What is expected.
In the listing below, locate the lines bearing the word "React". Copy every one of them.

Data section.

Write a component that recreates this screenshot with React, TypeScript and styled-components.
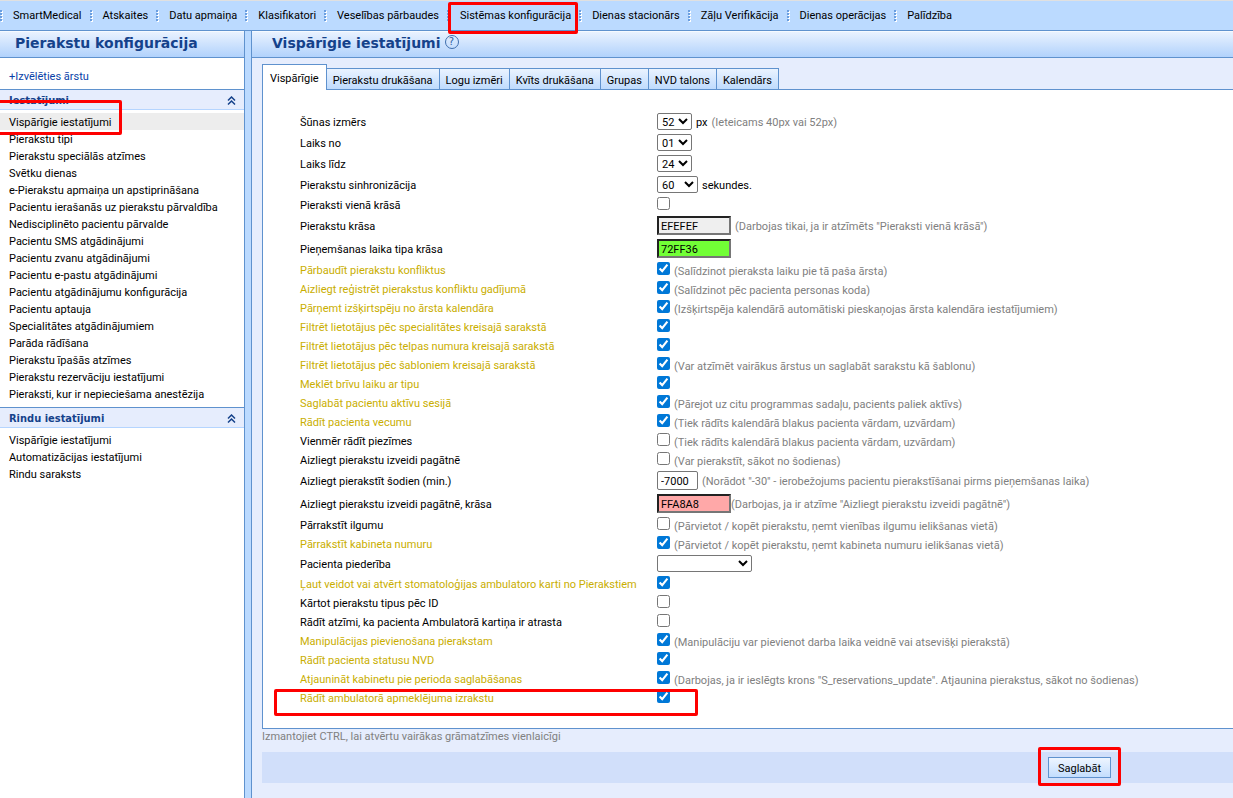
import React from "react";
import styled, { createGlobalStyle, css } from "styled-components";

const line = "#5f92ce";
const navy = "#15428b";
const sky = "#bbdaff";
const pale = "#e6edfd";

const GlobalStyle = createGlobalStyle`
  *, *::before, *::after { box-sizing: border-box; }
  body {
    margin: 0;
    background: ${pale};
    color: #000;
    font: 11px/17px Roboto, "DejaVu Sans Condensed", sans-serif;
  }
  input, select, button { font: inherit; color: inherit; margin: 0; }
  ul { list-style: none; margin: 0; padding: 0; }
  a { color: inherit; text-decoration: none; }
`;

const Page = styled.div`
  display: flex;
  flex-direction: column;
  min-height: 100vh;
  overflow-x: hidden;
`;

const MenuBar = styled.nav`
  display: flex;
  height: 31px;
  background: ${sky};
  border-top: 1px solid #e0e0e0;
  border-bottom: 1px solid ${line};
`;

const MenuItem = styled.div`
  position: relative;
  display: flex;
  align-items: center;
  gap: 10px;
  padding-right: 8px;
  white-space: nowrap;
`;

const Body = styled.div`
  display: flex;
  flex: 1;
`;

const Sidebar = styled.aside`
  flex: 0 0 245px;
  background: #fff;
  border-right: 1px solid ${line};
`;

const Divider = styled.div`
  flex: 0 0 7px;
  background: ${sky};
  border-right: 1px solid ${line};
`;

const Main = styled.main`
  flex: 1;
  min-width: 0;
`;

const TitleBar = styled.header<{ $indent: number }>`
  display: flex;
  align-items: center;
  gap: 4px;
  height: 27px;
  padding: 0 0 2px ${(p) => p.$indent}px;
  background: linear-gradient(#e9f2ff, #b1d2fc);
  border-top: 1px solid #f6faff;
  border-bottom: 1px solid ${line};
`;

const Title = styled.h1`
  margin: 0;
  color: ${navy};
  font: bold 14px/23px "DejaVu Sans", sans-serif;
`;

const HelpButton = styled.button`
  width: 14px;
  height: 14px;
  margin-bottom: 3px;
  padding: 0;
  border: 1px solid #3f6fae;
  border-radius: 50%;
  background: none;
  color: #2f5f9f;
  font: 10px/12px "DejaVu Sans", sans-serif;
`;

const AddLink = styled.a`
  display: block;
  padding: 10px 9px 4px;
  color: #0a3fa8;
`;

const SectionHeader = styled.button`
  display: flex;
  align-items: center;
  justify-content: space-between;
  width: 100%;
  height: 21px;
  padding: 2px 8px 0 9px;
  border: 0;
  border-top: 1px solid ${line};
  border-bottom: 1px solid #b5d5ff;
  background: ${pale};
  color: ${navy};
  font: bold 11px/17px "DejaVu Sans Condensed", sans-serif;
`;

const NavList = styled.ul`
  && { padding: 3px 0 5px; }
`;

const NavItem = styled.li<{ $active?: boolean }>`
  position: relative;
  padding: 2px 0 0 9px;
  line-height: 15px;
  background: ${(p) => (p.$active ? "#ededed" : "none")};
`;

const Content = styled.div`
  padding: 6px 0 0 10px;
`;

const Tabs = styled.div`
  display: flex;
  align-items: flex-end;
  height: 26px;
`;

const Tab = styled.button<{ $active?: boolean }>`
  height: 22px;
  padding: 2px 6px 0;
  border: solid ${line};
  border-width: 1px 1px 1px 0;
  background: linear-gradient(#eaf3ff, #bfdbfd);
  white-space: nowrap;
  ${(p) =>
    p.$active &&
    css`
      height: 26px;
      padding: 2px 7px 0;
      border-width: 1px 1px 0 1px;
      background: #fff;
    `}
`;

const TabFill = styled.div`
  flex: 1;
  border-bottom: 1px solid ${line};
`;

const Panel = styled.form`
  padding: 21px 0 21px 37px;
  background: #fff;
  border-left: 1px solid ${line};
  border-bottom: 1px solid ${line};
`;

const Row = styled.div`
  position: relative;
  display: grid;
  grid-template-columns: 357px 1fr;
`;

const RowLabel = styled.label<{ $gold?: boolean }>`
  align-self: center;
  padding-top: 2px;
  color: ${(p) => (p.$gold ? "#c9ae00" : "#000")};
`;

const Field = styled.div`
  display: flex;
  align-items: flex-start;
  gap: 4px;
  padding: 2px 0;
`;

const CheckField = styled(Field)`
  padding-bottom: 0;
`;

const CheckBox = styled.input`
  flex: none;
  width: 13px;
  height: 13px;
  accent-color: #0078d7;
`;

const Select = styled.select<{ $width: number }>`
  width: ${(p) => p.$width}px;
  height: 17px;
  padding: 1px 0 0;
  border: 1px solid #767676;
  border-radius: 2px;
  background-color: #fff;
`;

const NumberBox = styled.input`
  width: 41px;
  height: 19px;
  padding: 2px 3px 0;
  border: 1px solid #767676;
  border-radius: 2px;
`;

const ColorBox = styled.input<{ $color: string }>`
  width: 74px;
  height: 19px;
  padding: 2px 2px 0;
  border: 2px solid;
  border-color: #222 #767676 #767676 #222;
  background: ${(p) => p.$color};
`;

const FieldText = styled.span`
  padding-top: 2px;
  line-height: 15px;
  white-space: nowrap;
`;

const Hint = styled(FieldText)`
  color: #808080;
`;

const BoxHint = styled(Hint)<{ $tight?: boolean }>`
  margin-left: ${(p) => (p.$tight ? "-4px" : "0")};
  line-height: 17px;
`;

const TabNote = styled.p`
  margin: 0 0 8px;
  color: #808080;
  line-height: 15px;
`;

const ActionBar = styled.footer`
  display: flex;
  justify-content: flex-end;
  padding: 5px 122px 5px 0;
  background: #d1dffa;
`;

const SaveWrap = styled.div`
  position: relative;
  display: flex;
`;

const SaveButton = styled.button`
  width: 63px;
  height: 21px;
  padding: 2px 0 0;
  border: 1px solid ${line};
  background: linear-gradient(#eef5ff, #c3ddfd);
`;

const mark = css`
  position: absolute;
  border: 3px solid #fe0000;
  border-radius: 2px;
  pointer-events: none;
  z-index: 1;
`;

const MenuMark = styled.div`
  ${mark}
  inset: 1px 1px -4px 1px;
`;

const NavMark = styled.div`
  ${mark}
  left: -4px;
  top: -13px;
  width: 126px;
  height: 35px;
`;

const RowMark = styled.div`
  ${mark}
  left: -26px;
  top: 1px;
  width: 424px;
  height: 27px;
`;

const SaveMark = styled.div`
  ${mark}
  inset: -10px -10px -8px -10px;
`;

const Dots = () => (
  <svg width="3" height="12" viewBox="0 0 3 12" aria-hidden="true">
    {[0, 3, 6, 9].map((y) => (
      <g key={y}>
        <rect x="1" y={y + 1} width="2" height="2" fill="#fff" />
        <rect x="0" y={y} width="2" height="2" fill="#6b9fe0" />
      </g>
    ))}
  </svg>
);

const Collapse = () => (
  <svg width="9" height="9" viewBox="0 0 9 9" fill="none" stroke={navy} strokeWidth="1.5" aria-hidden="true">
    <path d="M1 4.5 4.5 1 8 4.5M1 8.5 4.5 5 8 8.5" />
  </svg>
);

const menu = [
  "SmartMedical", "Atskaites", "Datu apmaiņa", "Klasifikatori", "Veselības pārbaudes",
  "Sistēmas konfigurācija", "Dienas stacionārs", "Zāļu Verifikācija", "Dienas operācijas", "Palīdzība",
];

const sections = [
  {
    title: "Iestatījumi",
    active: 0,
    items: [
      "Vispārīgie iestatījumi", "Pierakstu tipi", "Pierakstu speciālās atzīmes", "Svētku dienas",
      "e-Pierakstu apmaiņa un apstiprināšana", "Pacientu ierašanās uz pierakstu pārvaldība",
      "Nedisciplinēto pacientu pārvalde", "Pacientu SMS atgādinājumi", "Pacientu zvanu atgādinājumi",
      "Pacientu e-pastu atgādinājumi", "Pacientu atgādinājumu konfigurācija", "Pacientu aptauja",
      "Specialitātes atgādinājumiem", "Parāda rādīšana", "Pierakstu īpašās atzīmes",
      "Pierakstu rezervāciju iestatījumi", "Pieraksti, kur ir nepieciešama anestēzija",
    ],
  },
  {
    title: "Rindu iestatījumi",
    active: -1,
    items: ["Vispārīgie iestatījumi", "Automatizācijas iestatījumi", "Rindu saraksts"],
  },
];

const tabs = ["Vispārīgie", "Pierakstu drukāšana", "Logu izmēri", "Kvīts drukāšana", "Grupas", "NVD talons", "Kalendārs"];

type Setting = {
  label: string;
  kind: "select" | "check" | "color" | "number";
  value?: string;
  width?: number;
  unit?: string;
  hint?: string;
  tight?: boolean;
  gold?: boolean;
  marked?: boolean;
};

const off = (label: string, hint?: string): Setting => ({ label, kind: "check", hint });
const on = (label: string, hint?: string): Setting => ({ label, kind: "check", value: "1", gold: true, hint });

const settings: Setting[] = [
  { label: "Šūnas izmērs", kind: "select", value: "52", width: 35, unit: "px", hint: "(Ieteicams 40px vai 52px)" },
  { label: "Laiks no", kind: "select", value: "01", width: 35 },
  { label: "Laiks līdz", kind: "select", value: "24", width: 35 },
  { label: "Pierakstu sinhronizācija", kind: "select", value: "60", width: 41, unit: "sekundes." },
  off("Pieraksti vienā krāsā"),
  { label: "Pierakstu krāsa", kind: "color", value: "EFEFEF", hint: '(Darbojas tikai, ja ir atzīmēts "Pieraksti vienā krāsā")' },
  { label: "Pieņemšanas laika tipa krāsa", kind: "color", value: "72FF36" },
  on("Pārbaudīt pierakstu konfliktus", "(Salīdzinot pieraksta laiku pie tā paša ārsta)"),
  on("Aizliegt reģistrēt pierakstus konfliktu gadījumā", "(Salīdzinot pēc pacienta personas koda)"),
  on("Pārņemt izšķirtspēju no ārsta kalendāra", "(Izšķirtspēja kalendārā automātiski pieskaņojas ārsta kalendāra iestatījumiem)"),
  on("Filtrēt lietotājus pēc specialitātes kreisajā sarakstā"),
  on("Filtrēt lietotājus pēc telpas numura kreisajā sarakstā"),
  on("Filtrēt lietotājus pēc šabloniem kreisajā sarakstā", "(Var atzīmēt vairākus ārstus un saglabāt sarakstu kā šablonu)"),
  on("Meklēt brīvu laiku ar tipu"),
  on("Saglabāt pacientu aktīvu sesijā", "(Pārejot uz citu programmas sadaļu, pacients paliek aktīvs)"),
  on("Rādīt pacienta vecumu", "(Tiek rādīts kalendārā blakus pacienta vārdam, uzvārdam)"),
  off("Vienmēr rādīt piezīmes", "(Tiek rādīts kalendārā blakus pacienta vārdam, uzvārdam)"),
  off("Aizliegt pierakstu izveidi pagātnē", "(Var pierakstīt, sākot no šodienas)"),
  { label: "Aizliegt pierakstīt šodien (min.)", kind: "number", value: "-7000", hint: '(Norādot "-30" - ierobežojums pacientu pierakstīšanai pirms pieņemšanas laika)' },
  { label: "Aizliegt pierakstu izveidi pagātnē, krāsa", kind: "color", value: "FFA8A8", tight: true, hint: '(Darbojas, ja ir atzīme "Aizliegt pierakstu izveidi pagātnē")' },
  off("Pārrakstīt ilgumu", "(Pārvietot / kopēt pierakstu, ņemt vienības ilgumu ielikšanas vietā)"),
  on("Pārrakstīt kabineta numuru", "(Pārvietot / kopēt pierakstu, ņemt kabineta numuru ielikšanas vietā)"),
  { label: "Pacienta piederība", kind: "select", value: "", width: 95 },
  on("Ļaut veidot vai atvērt stomatoloģijas ambulatoro karti no Pierakstiem"),
  off("Kārtot pierakstu tipus pēc ID"),
  off("Rādīt atzīmi, ka pacienta Ambulatorā kartiņa ir atrasta"),
  on("Manipulācijas pievienošana pierakstam", "(Manipulāciju var pievienot darba laika veidnē vai atsevišķi pierakstā)"),
  on("Rādīt pacienta statusu NVD"),
  on("Atjaunināt kabinetu pie perioda saglabāšanas", '(Darbojas, ja ir ieslēgts krons "S_reservations_update". Atjaunina pierakstus, sākot no šodienas)'),
  { ...on("Rādīt ambulatorā apmeklējuma izrakstu"), marked: true },
];

function Control({ id, s }: { id: string; s: Setting }) {
  if (s.kind === "check") {
    return (
      <CheckField>
        <CheckBox id={id} type="checkbox" defaultChecked={!!s.value} />
        {s.hint && <Hint>{s.hint}</Hint>}
      </CheckField>
    );
  }
  if (s.kind === "select") {
    return (
      <Field>
        <Select id={id} $width={s.width ?? 35} defaultValue={s.value}>
          <option value={s.value}>{s.value}</option>
        </Select>
        {s.unit && <FieldText>{s.unit}</FieldText>}
        {s.hint && <Hint>{s.hint}</Hint>}
      </Field>
    );
  }
  return (
    <Field>
      {s.kind === "color" ? (
        <ColorBox id={id} type="text" $color={`#${s.value}`} defaultValue={s.value} />
      ) : (
        <NumberBox id={id} type="text" defaultValue={s.value} />
      )}
      {s.hint && <BoxHint $tight={s.tight}>{s.hint}</BoxHint>}
    </Field>
  );
}

export default function App() {
  return (
    <Page>
      <GlobalStyle />
      <MenuBar>
        {menu.map((m) => (
          <MenuItem key={m}>
            <Dots />
            <a href="#">{m}</a>
            {m === "Sistēmas konfigurācija" && <MenuMark />}
          </MenuItem>
        ))}
      </MenuBar>
      <Body>
        <Sidebar>
          <TitleBar $indent={15}>
            <Title as="h2">Pierakstu konfigurācija</Title>
          </TitleBar>
          <AddLink href="#">+Izvēlēties ārstu</AddLink>
          {sections.map((sec) => (
            <section key={sec.title}>
              <SectionHeader type="button">
                {sec.title}
                <Collapse />
              </SectionHeader>
              <NavList>
                {sec.items.map((item, i) => (
                  <NavItem key={item} $active={i === sec.active}>
                    <a href="#">{item}</a>
                    {i === sec.active && <NavMark />}
                  </NavItem>
                ))}
              </NavList>
            </section>
          ))}
        </Sidebar>
        <Divider />
        <Main>
          <TitleBar $indent={20}>
            <Title>Vispārīgie iestatījumi</Title>
            <HelpButton type="button" aria-label="Palīdzība">?</HelpButton>
          </TitleBar>
          <Content>
            <Tabs role="tablist">
              {tabs.map((t, i) => (
                <Tab key={t} type="button" role="tab" aria-selected={i === 0} $active={i === 0}>
                  {t}
                </Tab>
              ))}
              <TabFill />
            </Tabs>
            <Panel>
              {settings.map((s, i) => (
                <Row key={s.label}>
                  <RowLabel htmlFor={`setting-${i}`} $gold={s.gold}>{s.label}</RowLabel>
                  <Control id={`setting-${i}`} s={s} />
                  {s.marked && <RowMark />}
                </Row>
              ))}
            </Panel>
            <TabNote>Izmantojiet CTRL, lai atvērtu vairākas grāmatzīmes vienlaicīgi</TabNote>
            <ActionBar>
              <SaveWrap>
                <SaveButton type="button">Saglabāt</SaveButton>
                <SaveMark />
              </SaveWrap>
            </ActionBar>
          </Content>
        </Main>
      </Body>
    </Page>
  );
}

Completed task.
Write a component that recreates this screenshot with React, TypeScript and styled-components.
import React from "react";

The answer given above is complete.